1. Advent 2021
Während wir an diesem Wochenende unsere erste Adventskerze entzünden,
fällt es in diesem Jahr zusammen damit,
dass unsere jüdischen Glaubensgeschwister am Abend des 1. Advent
die erste Kerze am Chanukkaleuchter entzünden.
Das Chanukkafest ist das Wiedereinweihungsfest des Tempels,
das acht Tage gefeiert wird mit acht Kerzen
an acht aufeinanderfolgenden Tagen.
Es beruht auf Ereignissen um das Jahr 165 vor Christus.
Eine fremde Macht regierte in Israel
und unterdrückte die kleine jüdische Minderheit.
Wichtige Teile der jüdischen Religion, wie das Halten des Sabbat,
wurden verboten, Bibelrollen verbrannt,
und der jüdische Tempel wurde in einen Zeusaltar verwandelt.
Dieser Angriff auf die Kernidentitäten des jüdischen Volkes
und damit auch auf den Kern ihres Lebenssinns führte zu tiefer Traurigkeit.
Das biblische Buch der Makkabäer schreibt:
„Seht, unser Heiligtum, unsere Zierde und unser Ruhm, liegt verödet.
Fremde Völker haben es entweiht….
Was für uns noch Leben?“
Was soviel heißt wie: Was hat das Leben für uns noch für einen Wert?
Wozu leben wir noch?

Menschen, deren Identität bedroht oder gar zerstört wird,
gerade weil sie einer Minderheit angehören,
verlieren nicht selten den Lebensmut.
Das lässt sich auf den verschiedensten Ebenen feststellen:
wo Menschen das Gefühl haben, nicht gehört zu werden,
mit ihrer Geschichte nicht gewollt zu sein,
wo sie mit ihrer Art zu leben und zu glauben unterdrückt werden,
braucht es unheimliche Energie, nicht den Kopf in den Sand zu stecken,
Lebensmut nicht zu verlieren.

Wie gehen wir gesellschaftlich und kirchlich mit Minderheiten um?
Müssen sich diese immer selbst erkämpfen und erstreiten,
dass sie gehört, wahr- und ernstgenommen werden?

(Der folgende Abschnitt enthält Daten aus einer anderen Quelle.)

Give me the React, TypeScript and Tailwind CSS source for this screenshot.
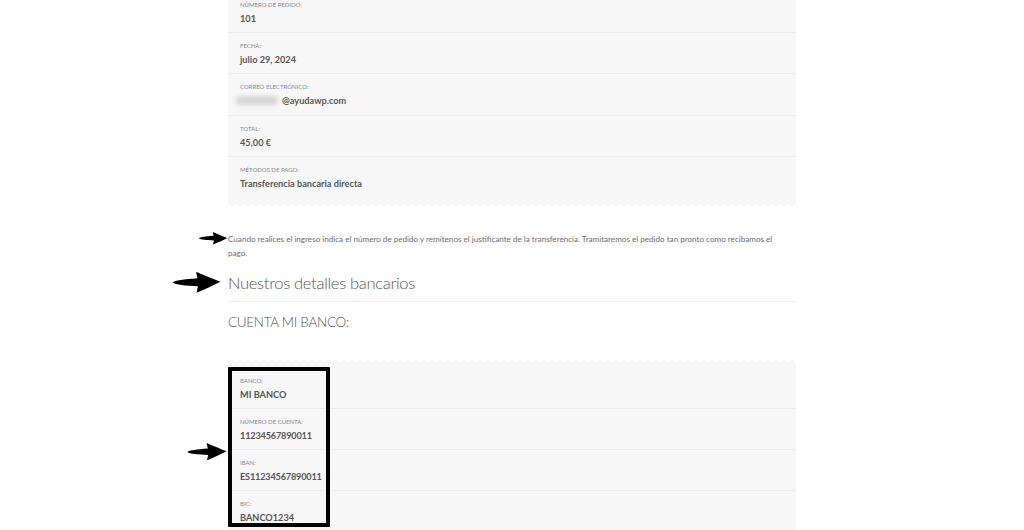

Es ist nicht schwer, „Heiligtümer“ von Menschen zu zerstören;
das, was ihnen wichtig und heilig ist,
das, mit dem sie behutsam und voller Ehrfurcht umgehen,
der Lächerlichkeit preiszugeben, zu übergehen oder mit Füßen zu treten.
Als Menschen, die trotz so mancher Fragen in der Kirche bleiben,
erleben wir es,
wenn uns Unverständnis, mitunter Spott entgegengebracht wird
oder wir das ständige Gefühl haben, uns verteidigen zu müssen.

Aber nun: die jüdische Minderheit damals hat tatsächlich ihre Heiligtümer,
ihren Glauben, ihre Identität verteidigt.
Sie ließen sich von der Übermacht der Unterdrücker nicht entmutigen
und konnten ihren Tempel wieder einweihen.

Ich entdecke Parallelen zu unserem Advent:
Wir lassen uns nicht entmutigen.
Wir setzen auf das wachsende Licht – gerade in einer Zeit,
in der die Tage so dunkel sind.
Wir trauen den Verheißungen, die wir hören,
auch wenn alles dagegen zu sprechen scheint,
und es so schwer ist, die Wirksamkeit Gottes im Alltag zu erspüren.
Wir setzen weiter auf diesen einen,
auf dessen Geburtsfest wir uns vorbereiten,
der zeit Seines Lebens nicht die Massen hinter sich hatte
als es um Leben und Tod ging – im Gegenteil:
der nicht nur Minderheit war, sondern der Verlierer (der Loser) schlechthin.
Wir lassen uns nicht zerstören, was uns heilig ist,
aber sind auch aufs äußerste darauf aus, anderen nicht zu zerstören,
was ihnen heilig ist und Lebenssinn vermittelt.

Nach der Rückeroberung des Tempels nahm das jüdische Volk
den Kult wieder auf und entzündete den siebenarmigen Leuchter,
die Menora, wieder.
Das vorhandene kultisch reine Öl reichte nur für einen Tag.
Dennoch entzündeten sie vertrauensvoll die Menora,
und sie brannte wunderbarerweise volle acht Tage,
bis neues Öl verfügbar war.
Vertrauen lässt das Licht nicht ausgehen.